Primero, la forma del prejuicio. Una persona es inocente hasta que se demuestre lo contrario. Casas invierte la fórmula del juicio penal. El enunciado es dialéctico y poderoso. Maravilloso. Salvo que se parece demasiado al que sostiene el juez de Kafka en el cuento “En la colonia penitenciaria”. “El principio por el que dicto sentencia es: la culpa nunca se pone en duda”. Traducción: quien tenga un celular es un imbécil, más allá de toda duda razonable.

Segundo, la materia del prejuicio. No son los celulares los que hacen imbéciles a las personas, son las personas mismas. La técnica modifica la relación entre las personas. Pero lo importante sigue siendo la relación, no la técnica. El uso del celular es sólo una forma más de expresar nuestro egoísmo, vanidad e histeria. El narcisismo nos juega una mala pasada. Es fácil no tener un celular, pero es difícil dejar de ser un imbécil.
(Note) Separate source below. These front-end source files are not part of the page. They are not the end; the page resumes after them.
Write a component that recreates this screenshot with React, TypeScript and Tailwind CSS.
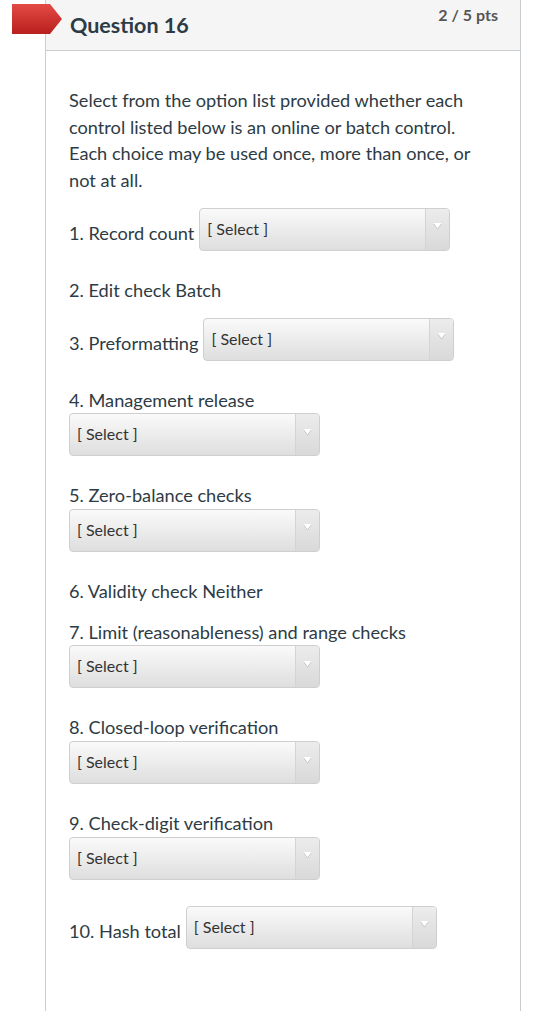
import React from "react";

function Select({ className = "" }: { className?: string }) {
  return (
    <div
      className={`relative flex h-[43px] w-[251px] shrink-0 items-center rounded-[4px] border border-[#cfcfcf] bg-gradient-to-b from-[#fafafa] to-[#dedede] ${className}`}
    >
      <span className="pb-[1px] pl-[7px] text-[16px] leading-none text-[#333]">[ Select ]</span>
      <div className="absolute right-0 top-0 flex h-full w-[24px] items-center justify-center rounded-r-[4px] border-l border-[#d4d4d4] bg-gradient-to-b from-[#ececec] to-[#d9d9d9]">
        <svg width="11" height="9" viewBox="0 0 11 9" className="mb-[5px]">
          <path d="M1.5 2 L9.5 2 L5.5 7.5 Z" fill="#bdbdbd" />
          <path d="M1.5 1 L9.5 1 L5.5 6.5 Z" fill="#ffffff" />
        </svg>
      </div>
    </div>
  );
}

function Label({ children }: { children: React.ReactNode }) {
  return <div className="leading-[26.7px]">{children}</div>;
}

export default function App() {
  return (
    <div
      className="relative min-h-[1011px] w-[560px] bg-white text-[#2d3b45]"
      style={{ fontFamily: "Lato, 'Open Sans', sans-serif" }}
    >
      <div className="ml-[45px] flex min-h-[1011px] w-[476px] flex-col border-x border-[#c7cdd1]">
        <div className="relative flex h-[51px] items-start justify-between border-b border-[#c7cdd1] bg-[#f5f5f5] pl-[24px] pr-[22px]">
          <div className="pt-[11px] text-[21.5px] font-bold leading-[28px] text-[#2d3b45]">Question 16</div>
          <div className="pt-[5px] text-[16px] font-bold leading-[20px] text-[#555]">2 / 5 pts</div>
        </div>
        <div className="flex flex-col pl-[23px] pr-[40px] pt-[36px] text-[18.2px]">
          <p className="leading-[26.7px]">
            Select from the option list provided whether each control listed below is an online or batch control. Each
            choice may be used once, more than once, or not at all.
          </p>

          <div className="mt-[14px] flex items-end">
            <div className="mb-[4px] mr-[5px] leading-[26.7px]">1. Record count</div>
            <Select />
          </div>

          <div className="mt-[26px]">
            <Label>2. Edit check Batch</Label>
          </div>

          <div className="mt-[14px] flex items-end">
            <div className="mb-[4px] mr-[5px] leading-[26.7px]">3. Preformatting</div>
            <Select />
          </div>

          <div className="mt-[26px]">
            <Label>4. Management release</Label>
            <Select />
          </div>

          <div className="mt-[26px]">
            <Label>5. Zero-balance checks</Label>
            <Select />
          </div>

          <div className="mt-[26px]">
            <Label>6. Validity check Neither</Label>
          </div>

          <div className="mt-[14px]">
            <Label>7. Limit (reasonableness) and range checks</Label>
            <Select />
          </div>

          <div className="mt-[26px]">
            <Label>8. Closed-loop verification</Label>
            <Select />
          </div>

          <div className="mt-[26px]">
            <Label>9. Check-digit verification</Label>
            <Select />
          </div>

          <div className="mt-[26px] flex items-end">
            <div className="mb-[4px] mr-[5px] leading-[26.7px]">10. Hash total</div>
            <Select />
          </div>
        </div>
      </div>

      <div className="absolute left-[12px] top-[4px] h-[30px] w-[50px]">
        <svg width="50" height="30" viewBox="0 0 50 30">
          <defs>
            <linearGradient id="flag" x1="0" y1="0" x2="0" y2="1">
              <stop offset="0" stopColor="#e44a45" />
              <stop offset="1" stopColor="#b8201d" />
            </linearGradient>
          </defs>
          <path d="M0 0 L38 0 L50 15 L38 30 L0 30 Z" fill="url(#flag)" />
        </svg>
      </div>
    </div>
  );
}
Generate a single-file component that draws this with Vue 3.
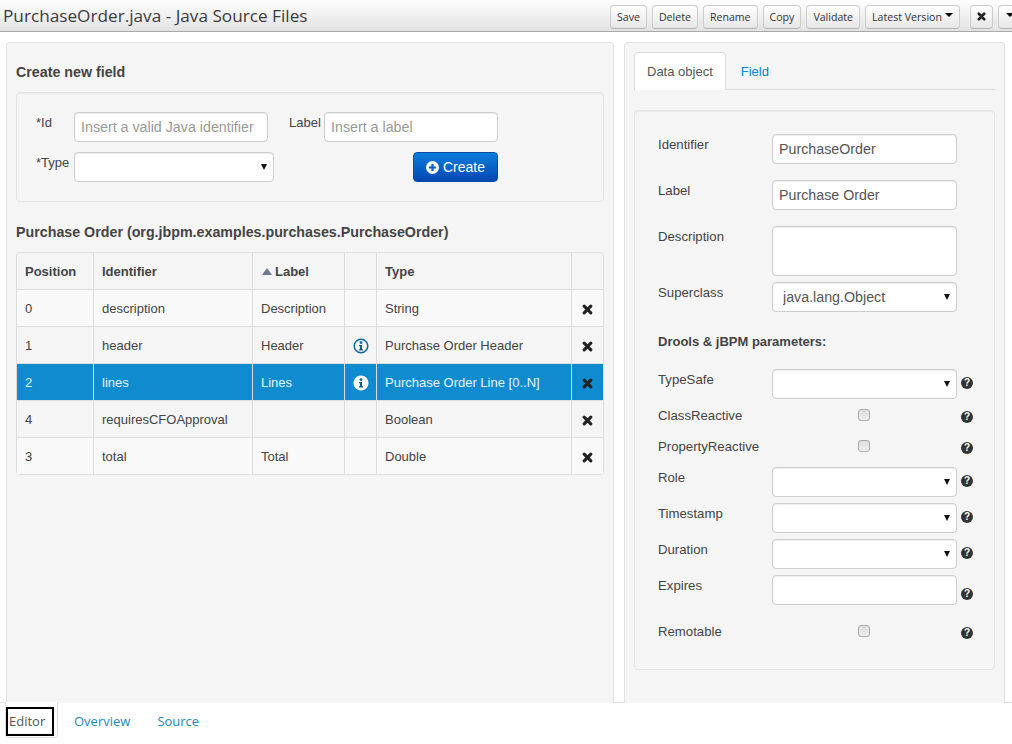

La última vez que nos vimos se fue todo a la mierda. Teníamos ganas. La cosa venía bien, pero hablamos de más y se enfrió. Pasan los días. Agarro el celular. Le mando un mensaje de texto. “Tengo ganas de verte”. “No sé”. “¿Tu casa o la mía?”. “Ok. La tuya”. El espíritu de simpleza humano sigue vivo. A veces se muestra más débil, otras con más fuerza. Heisenberg, el físico, piensa sobre la técnica: puede que la velocidad en el cambio del último siglo haga que la humanidad no tenga literalmente tiempo para adaptarse a las nuevas condiciones de vida. Pero la técnica por sí sola no es la causa de la falta de contacto espiritual de nuestro tiempo. El prejuicio de Casas, nuestro prejuicio, yerra en el blanco. No es la técnica. Somos nosotros.